More comparison details can be found [here](./Compare.ipynb).  


## Simulation model

- A message is split onto `numberOfChunks` _chunks_ of equal size
- Every node has a _receive FIFO buffer_
- Simulation is executed by _rounds_. 
- Each round every node may enqueue a single chunk to any other node receive buffer.
    - The set of receiving nodes could be limited when simulating _meshes_ 
        - The meshes are randomly generated and are static across all rounds   
- Each round every node pops and processes a single message from its receive buffer if it's not empty
- The above rules simulate nodes' _bandwidth_ equal to 1 chunk/round
- To abstract from the actual bandwidth and message size the _time_ is measured as a float value, 
    where `1.0` is the time the full message is transferred from one node to another with zero latency. 
    In other words the time `1.0` corresponds to the period of `numberOfChunks` rounds 
- The _latency_ is simulated in whole rounds (to keep the model simple). When the latency is non-zero the node 
    pops a message from receive buffer only if it was enqueued `latency` rounds ago
- A node has no any information about the state (e.g. buffer size) of other nodes and no any global information besides the current round
- The simulation completes when all the nodes receive the complete message.

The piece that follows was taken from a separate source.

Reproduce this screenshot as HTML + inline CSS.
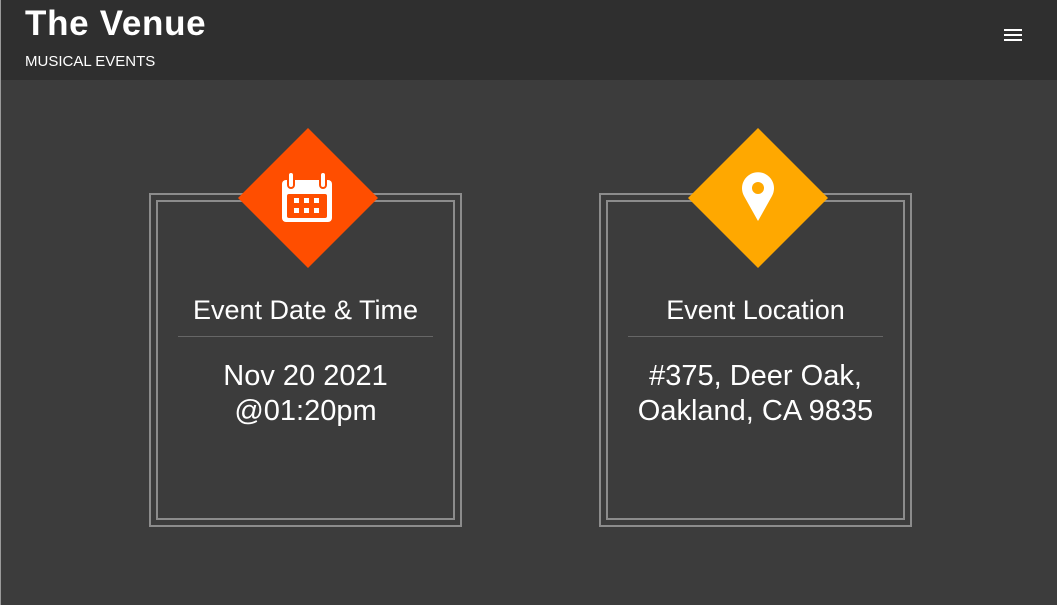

This is the only 'god' property of the model, when the global network state affects simulation        
       

## Simulation config

- `nodeCount`: total number of nodes in the network
- `numberOfChunks`: number of chunks the message is split onto
- `peerCount` number of nodes in a mesh  
- `erasure` the type of erasure coding and its applicable params: 
    - `NoErasure`: the message chunks are not erasure coded, they are disseminated 'as is' (is treated as a special case of `Rs` with extension factor `1.0`)
        - `meshStrategy`: an attempt to make dynamic mesh size and reduce it in a later dissemination phase 
    - `RS`: Reed-Solomon erasure coding which has a predefined fixed number of extension chunks (in addition to `numberOfChunks` of original message chunks)
        - `extensionFactor`: how many extension chunks are generated. Just `x2` and `x3` were tested
                - `x1` corresponds to `NoErasure`
        - `isDistinctMeshesPerChunk`: defines if distinct messages chunks are propagated via one or distinct meshes
        - `chunkSelectionStrategy`: the strategy of how to select one from existing chunks to propagate at the current round  
    - `RLNC`: RLNC erasure coding     
- `latencyRounds`: the chunk delivery latency measured in rounds
- `peerSelectionStrategy`: how the receiving peer is selected   

## Simulation results

The following key metrics are recorded every round: 
- `doneMsgCnt`: _non duplicate_ message count: the number of messages _received_ which are NOT duplicate for receiving nodes. 
    - when all nodes receive all necessary chunks and may recover original data the count reaches `numberOfChunks * (nodeCount - 1)`
    - this metric is displayed with RED on stacked diagrams
    - `doneMsgFraction`: relative `doneMsgCnt` value `[0.0 .. 1.0]`  
- `dupMsgCnt`: _duplicate_ message count: the number of messages _received_ which don't add any information for receiving nodes and are dropped 
    - `dupBeforeReadyMsgCnt`: (subset of `dupMsgCnt`) is the number of duplicate messages received _before_ a node recovers original message  
    - `dupAfterReadyMsgCnt`: (subset of `dupMsgCnt`) is the number of duplicate messages received _after_ a node recovers original message  

## Simulation

Implementation and all the simulation Jupiter Notebooks could be found in this Github repo: https://github.com/Nashatyrev/potuz-pubsub

Initially every erasure approach was simulated and tested, dissemination strategies were adjusted and nearly optimal parameters were selected for every strategy    
- [NoErasure](./NoErasure.ipynb)
- [Reed-Solomon](./RS.ipynb)
- [RLNC](./RLNC.ipynb)

Then compare under various angles of view: 
- [Compare](./Compare.ipynb)
 

## Conclusion

Both erasure approaches potentially empower pubsub protocol. However RLNC approach is potentially significantly more effective and tends toward theoretical pubsub optimum

During simulation and results exploration a number of new questions had appeared. They are spread across notebooks and are subject for further investigations.